I went on feeling sorry for myself for the entire first year. I was miserable, angry, and bitter. Then, in July of 2004, I attended the YOPN 2nd Annual Conference in Minnesota and my attitude improved drastically before I left. I developed a strong urge to get involved in the Parkinson Community, so I joined the Parkinson’s Action Network, where I am now a Congressional Coordinator. I attended my first PAN Forum in Washington D.C. last month and finally discovered the answer to my question, "God, why me, why Parkinson’s?". As I looked around at my fellow advocates, many of which were in wheelchairs and in the later stages of this disease, the "REASON" had become apparent: I had been given Parkinson’s disease because I was needed in the war to finally defeat Parkinson’s once and for all. I began to realize that I was a natural advocate, as I was very comfortable and confident in my meetings on Capitol Hill. Millie, Michael, and Ali had done their part and had laid a solid foundation for our group. Now, it is up to us to push for funding and legislature to help find a cure. Heck, I would be satisfied if they could just find a prevention by discovering what causes our dopamine cells to deteriorate. I would count it as a victory if we could just prevent another person from ever having to hear that dreaded diagnosis, even if it didn’t cure me.

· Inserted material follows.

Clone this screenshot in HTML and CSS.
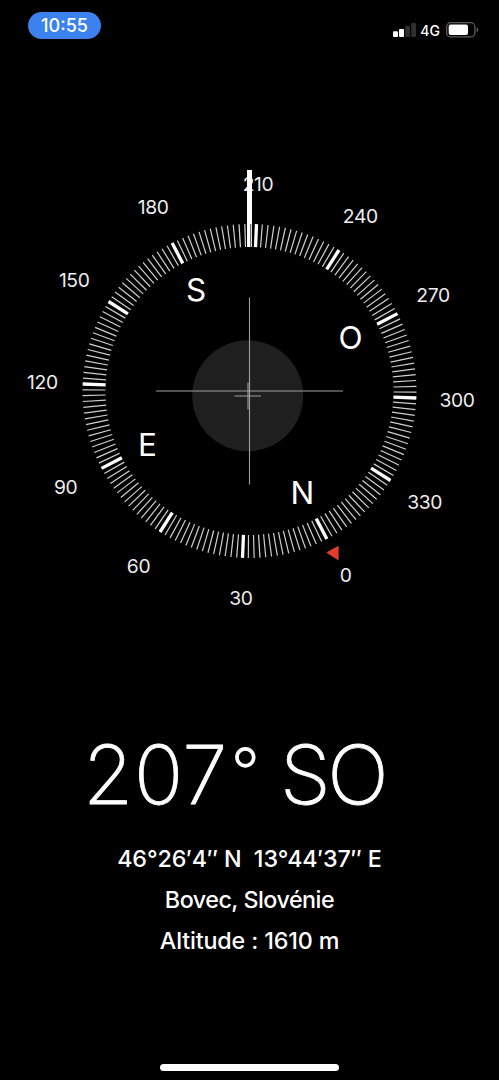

Thank you Greg and AJ for letting me know that although I wasn’t able to complete law school, that I could still be an advocate for something far more important. Since our brief conversation in Minnesota, I have stopped taking depression medication and I am now motivated and want to help other Parkinson’s patients. That is why I have five trips planned this year just to attend Parkinson’s events around the country. That is why I have taken such an interest in the patients that are suffering from the GDNF trials abandoned by Amgen. That is why I got involved with PAN and why I am helping to start a fund to provide financial assistance to patients and their care-givers, to make it possible for them to attend some of the national events, like the two that have changed my life. For more information on the Parkinson’s Patient Assistance Program(PPAP), send an email to parkinsonspatientsassistance@yahoo.com.
As for Heather and I, she is still standing by me faithfully. I am not sure what I ever did to deserve a love like that. No, there are no children on the way, but we haven’t ruled that completely out yet. I started Sinemet last week, which makes me very concerned about my long-term prognosis, but it makes my symptoms disappear and I feel better than I have in two years. I just got a promotion at work and plan to stay with CSX as long as I can remain productive for them.
I am a different person than I was two years ago and I don’t think I will ever be the same again. AND NEITHER WILL PARKINSON’S DISEASE! IT IS TIME TO SHAKE THINGS UP!!!!!